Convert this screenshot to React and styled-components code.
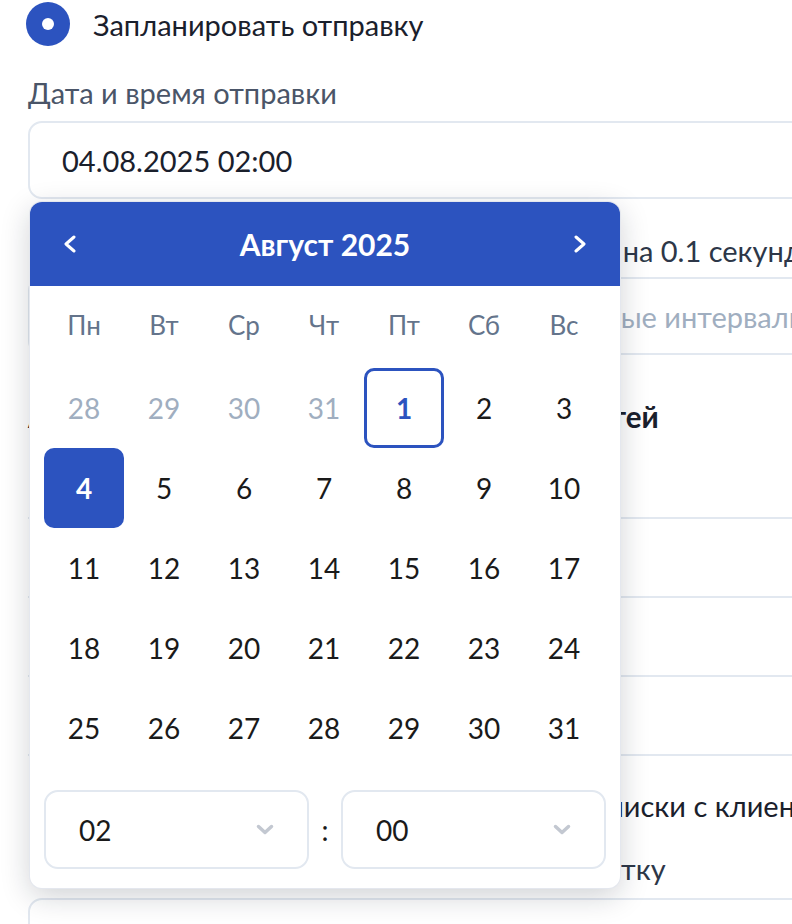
import styled, { createGlobalStyle } from "styled-components";

const GlobalStyle = createGlobalStyle`
  html, body {
    margin: 0;
    padding: 0;
    background: #fff;
    overflow: hidden;
  }
  body {
    font-family: "Lato", "Noto Sans", sans-serif;
    color: #1a202c;
  }
`;

const Page = styled.div`
  width: 1000px;
  padding-left: 28px;
  box-sizing: border-box;
`;

const RadioRow = styled.label`
  display: flex;
  align-items: center;
  gap: 23px;
  height: 48px;
  margin-left: -2px;
  font-size: 29px;
  color: #1a202c;
`;

const RadioDot = styled.span`
  width: 44px;
  height: 44px;
  border-radius: 50%;
  background: #2c53bf;
  display: flex;
  align-items: center;
  justify-content: center;

  &::after {
    content: "";
    width: 12px;
    height: 12px;
    border-radius: 50%;
    background: #fff;
  }
`;

const FieldLabel = styled.div`
  font-size: 29px;
  line-height: 36px;
  white-space: nowrap;
  color: ${(p) => (p.$dark ? "#2d3748" : "#4a5568")};
  margin: ${(p) => p.$top}px 0 ${(p) => p.$bottom ?? 10}px;
`;

const Heading = styled.div`
  font-size: 29.5px;
  line-height: 36px;
  font-weight: 700;
  white-space: nowrap;
  margin-top: 44px;
`;

const Field = styled.div`
  position: relative;
`;

const InputBox = styled.div`
  height: 78px;
  box-sizing: border-box;
  border: 2px solid #e2e8f0;
  border-radius: 14px;
  padding: 0 32px;
  display: flex;
  align-items: center;
  font-size: 29px;
  white-space: nowrap;
  color: ${(p) => (p.$placeholder ? "#a0aec0" : "#1a202c")};
`;

const List = styled.div`
  margin-top: 82px;
  border-bottom: 2px solid #e2e8f0;
`;

const ListRow = styled.div`
  height: 79px;
  box-sizing: border-box;
  border-top: 2px solid #e2e8f0;
`;

const CheckText = styled.div`
  margin-top: 32px;
  font-size: 29px;
  line-height: 36px;
  white-space: nowrap;
  color: #1a202c;
`;

/* календарь */

const Calendar = styled.div`
  position: absolute;
  top: calc(100% + 3px);
  left: 2px;
  width: 590px;
  background: #fff;
  border-radius: 12px;
  overflow: hidden;
  z-index: 5;
  box-shadow: 0 0 0 1px #e4e7ee, 0 8px 30px rgba(15, 23, 42, 0.2);
`;

const CalHeader = styled.div`
  height: 84px;
  background: #2c53bf;
  color: #fff;
  display: flex;
  align-items: center;
  justify-content: space-between;
  padding: 0 26px;
`;

const NavButton = styled.button`
  width: 28px;
  height: 28px;
  padding: 0;
  border: none;
  background: none;
  display: flex;
  align-items: center;
  justify-content: center;
  cursor: pointer;
`;

const MonthTitle = styled.div`
  font-size: 30px;
  font-weight: 700;
`;

const CalBody = styled.div`
  padding: 0 14px 19px;
`;

const WeekRow = styled.div`
  display: grid;
  grid-template-columns: repeat(7, 80px);
  height: 78px;
  align-items: center;
`;

const WeekDay = styled.div`
  text-align: center;
  font-size: 26px;
  color: #64748b;
`;

const DaysGrid = styled.div`
  display: grid;
  grid-template-columns: repeat(7, 80px);
  grid-auto-rows: 80px;
  padding-top: 4px;
`;

const Day = styled.div`
  display: flex;
  align-items: center;
  justify-content: center;
  box-sizing: border-box;
  border-radius: 10px;
  font-size: 28px;
  color: ${(p) =>
    p.$selected ? "#fff" : p.$today ? "#2c53bf" : p.$muted ? "#a0aec0" : "#1a1a1a"};
  background: ${(p) => (p.$selected ? "#2c53bf" : "transparent")};
  border: ${(p) => (p.$today ? "3px solid #2c53bf" : "none")};
  font-weight: ${(p) => (p.$selected || p.$today ? 700 : 400)};
`;

const TimeRow = styled.div`
  margin-top: 22px;
  display: grid;
  grid-template-columns: 1fr 32px 1fr;
  align-items: center;
  width: 562px;
`;

const TimeSelect = styled.div`
  height: 79px;
  box-sizing: border-box;
  border: 2px solid #e2e8f0;
  border-radius: 14px;
  padding: 0 33px;
  display: flex;
  align-items: center;
  justify-content: space-between;
  font-size: 28px;
  color: #1a1a1a;
`;

const Colon = styled.div`
  text-align: center;
  font-size: 28px;
  color: #1a1a1a;
`;

const Chevron = ({ dir }) => {
  const pts = dir === "left" ? "11,2 3,9 11,16" : "3,2 11,9 3,16";
  return (
    <svg width="14" height="18" viewBox="0 0 14 18">
      <polyline
        points={pts}
        fill="none"
        stroke="#fff"
        strokeWidth="3"
        strokeLinecap="round"
        strokeLinejoin="round"
      />
    </svg>
  );
};

const ChevronDown = () => (
  <svg width="18" height="11" viewBox="0 0 18 11">
    <polyline
      points="2.5,2.5 9,8.5 15.5,2.5"
      fill="none"
      stroke="#c3c8d1"
      strokeWidth="3.5"
      strokeLinecap="round"
      strokeLinejoin="round"
    />
  </svg>
);

const weekDays = ["Пн", "Вт", "Ср", "Чт", "Пт", "Сб", "Вс"];

const days = [
  ...[28, 29, 30, 31].map((d) => ({ d, muted: true })),
  ...Array.from({ length: 31 }, (_, i) => ({ d: i + 1 })),
];

function App() {
  return (
    <>
      <GlobalStyle />
      <Page>
        <RadioRow>
          <RadioDot />
          Запланировать отправку
        </RadioRow>

        <FieldLabel $top={27}>Дата и время отправки</FieldLabel>
        <Field>
          <InputBox>04.08.2025 02:00</InputBox>
          <Calendar>
            <CalHeader>
              <NavButton>
                <Chevron dir="left" />
              </NavButton>
              <MonthTitle>Август 2025</MonthTitle>
              <NavButton>
                <Chevron dir="right" />
              </NavButton>
            </CalHeader>
            <CalBody>
              <WeekRow>
                {weekDays.map((w) => (
                  <WeekDay key={w}>{w}</WeekDay>
                ))}
              </WeekRow>
              <DaysGrid>
                {days.map((item, i) => (
                  <Day
                    key={i}
                    $muted={item.muted}
                    $today={!item.muted && item.d === 1}
                    $selected={!item.muted && item.d === 4}
                  >
                    {item.d}
                  </Day>
                ))}
              </DaysGrid>
              <TimeRow>
                <TimeSelect>
                  02
                  <ChevronDown />
                </TimeSelect>
                <Colon>:</Colon>
                <TimeSelect>
                  00
                  <ChevronDown />
                </TimeSelect>
              </TimeRow>
            </CalBody>
          </Calendar>
        </Field>

        <FieldLabel $top={34} $bottom={8} $dark>
          Пауза между сообщениями, не меньше чем на 0.1 секунду
        </FieldLabel>
        <InputBox $placeholder>
          Например: 0.5 секунды, 1.25 или случайные интервалы
        </InputBox>

        <Heading>Аккаунты мессенджеров и социальных сетей</Heading>

        <List>
          <ListRow />
          <ListRow />
          <ListRow />
        </List>

        <CheckText>Приостанавливать рассылку во время переписки с клиентом</CheckText>
        <FieldLabel $top={27} $bottom={11} $dark>
          При отправке автоматически проставить метку
        </FieldLabel>
        <InputBox />
      </Page>
    </>
  );
}

export default App;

===============

■ WHAT YOU HAVE TO DO
Say how many lines above hold the word "components", giving only the count.

■ REPLY TO THE TASK
2